Sector Dynamics: The nuclear-powered energy transition benefits from powerful secular tailwinds unlikely to reverse. Unlike cyclical energy trades, nuclear expansion is driven by decades-long demographic trends, climate policy, and industrial decarbonization commitments. Both companies are positioned to capture portions of this multi-trillion-dollar opportunity, though at different risk-reward ratios.
Market Valuation Considerations: Pure-play nuclear developers typically command premium valuations reflecting growth expectations, while diversified energy companies trade closer to historical multiples. Investors must evaluate whether SMR's innovation premium justifies the timeline and execution risk relative to GEV's more modest but nearer-term growth profile.

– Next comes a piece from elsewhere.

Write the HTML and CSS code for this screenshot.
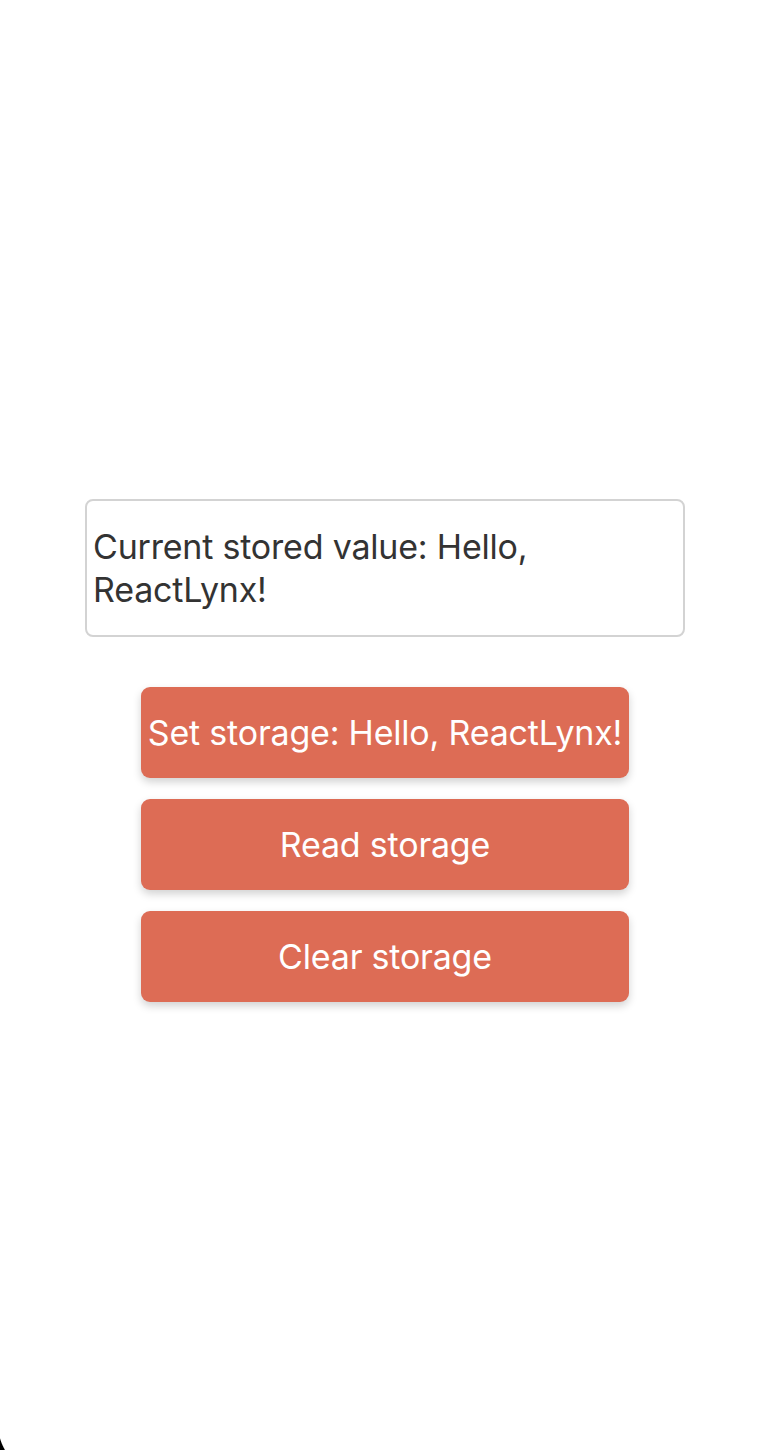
FILE: index.html
```html
<!DOCTYPE html>
<html>
<head>
<meta charset="utf-8">
<link rel="stylesheet" href="styles.css">
</head>
<body>
<div class="screen">
  <div class="content">
    <div class="value-box"><span class="value-text">Current stored value: Hello, ReactLynx!</span></div>
    <div class="buttons">
      <div class="btn">Set storage: Hello, ReactLynx!</div>
      <div class="btn">Read storage</div>
      <div class="btn">Clear storage</div>
    </div>
  </div>
  <div class="corner"></div>
</div>
</body>
</html>
```

FILE: styles.css
```css
html, body {
  margin: 0;
  padding: 0;
  background: #ffffff;
}
.screen {
  position: relative;
  width: 762px;
  height: 1450px;
  overflow: hidden;
  font-family: Inter, "Noto Sans", sans-serif;
}
.content {
  display: flex;
  flex-direction: column;
  align-items: center;
  padding-top: 499px;
  padding-left: 8px;
}
.value-box {
  box-sizing: border-box;
  width: 600px;
  height: 138px;
  border: 2px solid #d3d3d3;
  border-radius: 8px;
  padding: 0 6px;
  display: flex;
  align-items: center;
  font-size: 34px;
  line-height: 43px;
  color: #333333;
  letter-spacing: -0.2px;
}
.buttons {
  display: flex;
  flex-direction: column;
  gap: 21px;
  margin-top: 50px;
}
.btn {
  box-sizing: border-box;
  width: 488px;
  height: 91px;
  background: #dd6c55;
  border-radius: 9px;
  color: #ffffff;
  font-size: 34px;
  letter-spacing: -0.2px;
  display: flex;
  align-items: center;
  justify-content: center;
  white-space: nowrap;
  box-shadow: 0 4px 8px rgba(0, 0, 0, 0.18);
}
.corner {
  position: absolute;
  left: 0;
  bottom: 0;
  width: 10px;
  height: 16px;
  background: radial-gradient(circle at 50px -10px, transparent 51.5px, #000 52.5px);
}
```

Looking Forward: The Nuclear Decade Unfolds
The emergence of these distinct nuclear investment opportunities signals the market's conviction that nuclear power will play a central role in the 2030s energy mix. NuScale Power's progression from concept to regulated technology represents genuine progress for a sector long hampered by technical and political skepticism. Simultaneously, GE Vernova's positioning as a diversified energy transition player reflects the reality that traditional incumbents are successfully repositioning themselves for decarbonized futures.
Investors navigating nuclear energy exposure today face a genuine choice between speculative innovation and diversified transition. The fundamental case for nuclear expansion is compelling—global energy demand is rising, decarbonization is non-negotiable, and only nuclear can provide the reliable baseload power renewables cannot. Whether investors prefer concentrated bets on transformative technologies or broader exposure through energy transition diversification, capital is increasingly flowing toward companies positioned to address the world's simultaneous demands for power, reliability, and sustainability. The next decade will determine which approach proved wisest.